Whichever way you decide to make your polenta, you will most likely have some leftovers because polenta just happens to be one of those dishes people tend to make in large quantities. Ragu being another: I usually make it in large batches and tuck some away in my freezer for emergencies.

If you don't have any ragù, a whole list of delicious leftovers you can use come to mind: all kinds of vegetables (broccoli rabe sauteed with olive oil, garlic and anchovies anyone? or mushrooms with parsley and garlic), bits and pieces of leftover cheeses, any sort of fish cooked in sauce (codfish works wonderfully), mozzarella and ham... the list just goes on and on.
Parmesan cheese, grated
olive oil (optional)

1.1 lbs/500gr polenta
9 cups/2 l water
1 tbsp olive oil
To make the polenta (if starting from scratch) the old fashioned way, bring water to a boil, reduce heat and salt the water to taste. Add in a tablespoon of olive oil and then slowly pour in the polenta (to avoid lumps forming), stirring constantly with a wooden spoon or whisk until the polenta has thickened. This takes anywhere up to 45-60 minutes. If the polenta is getting too thick you can loosen it by adding some water as you go along. Mix in any ingredients (cheese, butter etc.) you intend to use and pour it out onto a smooth surface, like a cutting board, or into a bowl and let stand for a few minutes before serving. I usually keep mine a little runny because that is the way I prefer it and it makes it easier to work with leftovers.

If going instant, just read the instructions on the back of the package.

Pour the polenta (or spread leftovers with a spatula) into a greased baking pan.
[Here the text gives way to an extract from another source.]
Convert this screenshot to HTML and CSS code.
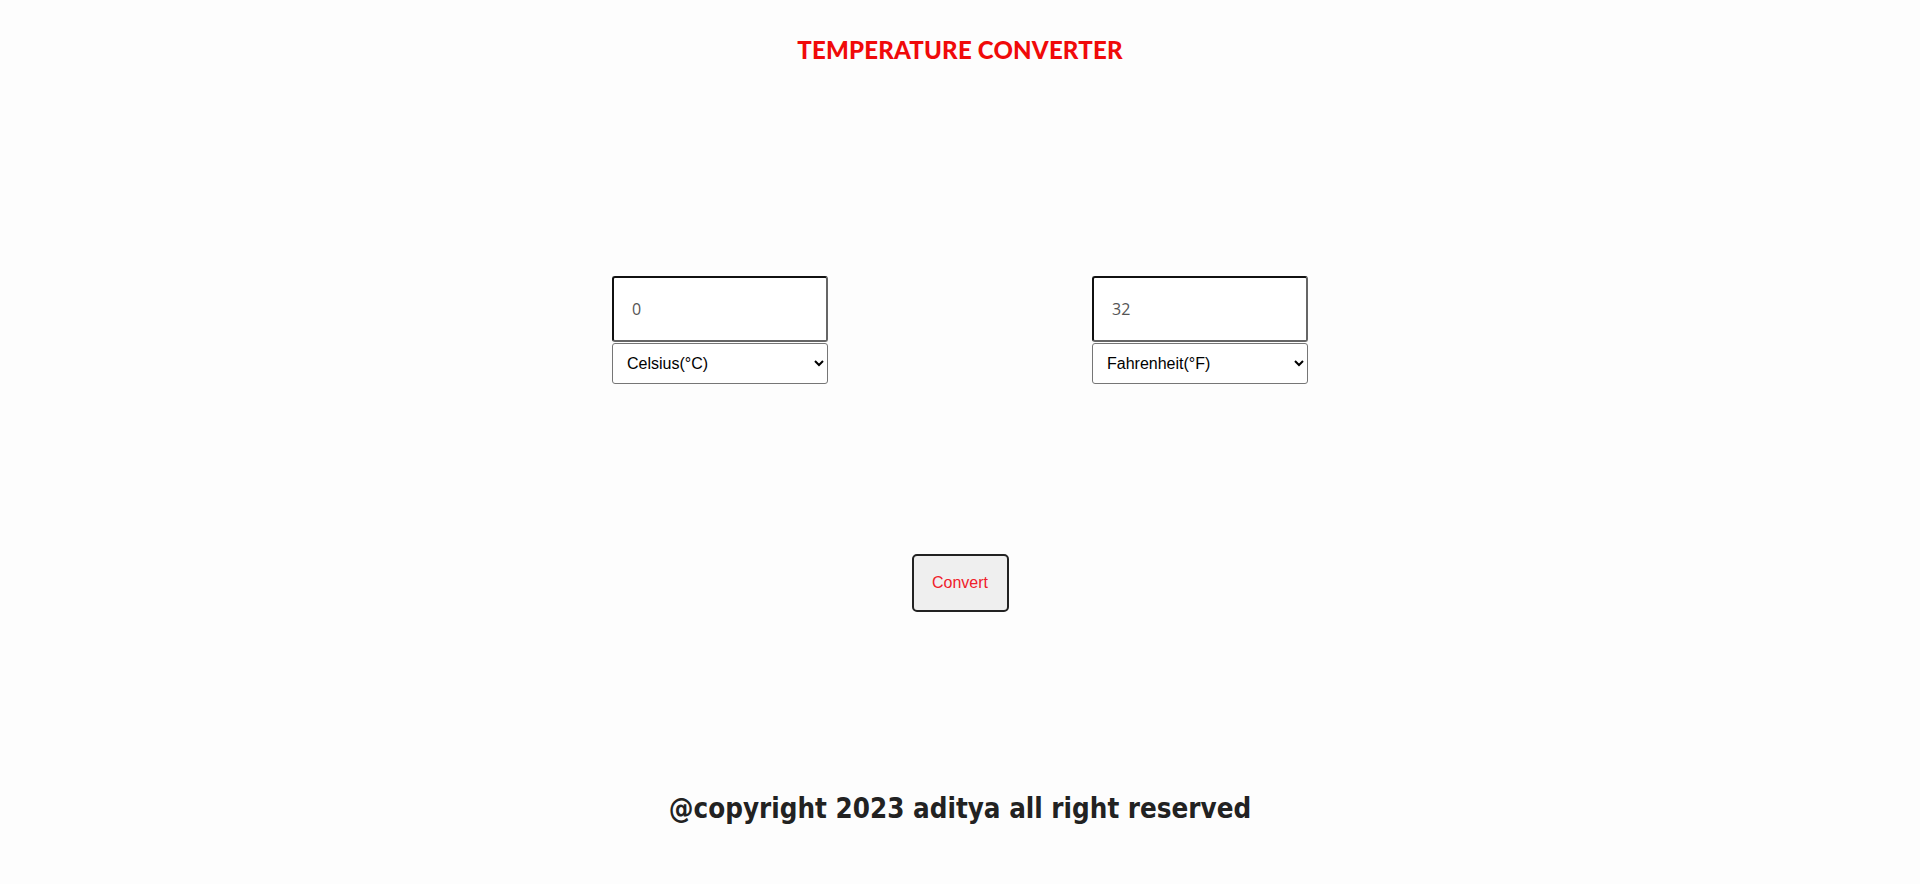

Spread over a layer of ragù or whatever else you are using. Sprinkle with some grated Parmesan cheese and keep layering until you have finished using up the leftovers. Sprinkle with a last dusting of grated Parmesan cheese, add a few flakes of butter and bake in a preheated oven (375°F/180°C) for about 30 minutes, until the top and sides turn golden and crusty and the filling is nicely heated.

Using a deep pastry ring (what they call a coppapasta in Italian), cut out circles from the pan and serve on small individual plates. Dust with Parmesan cheese, pepper and trickle of olive oil and serve.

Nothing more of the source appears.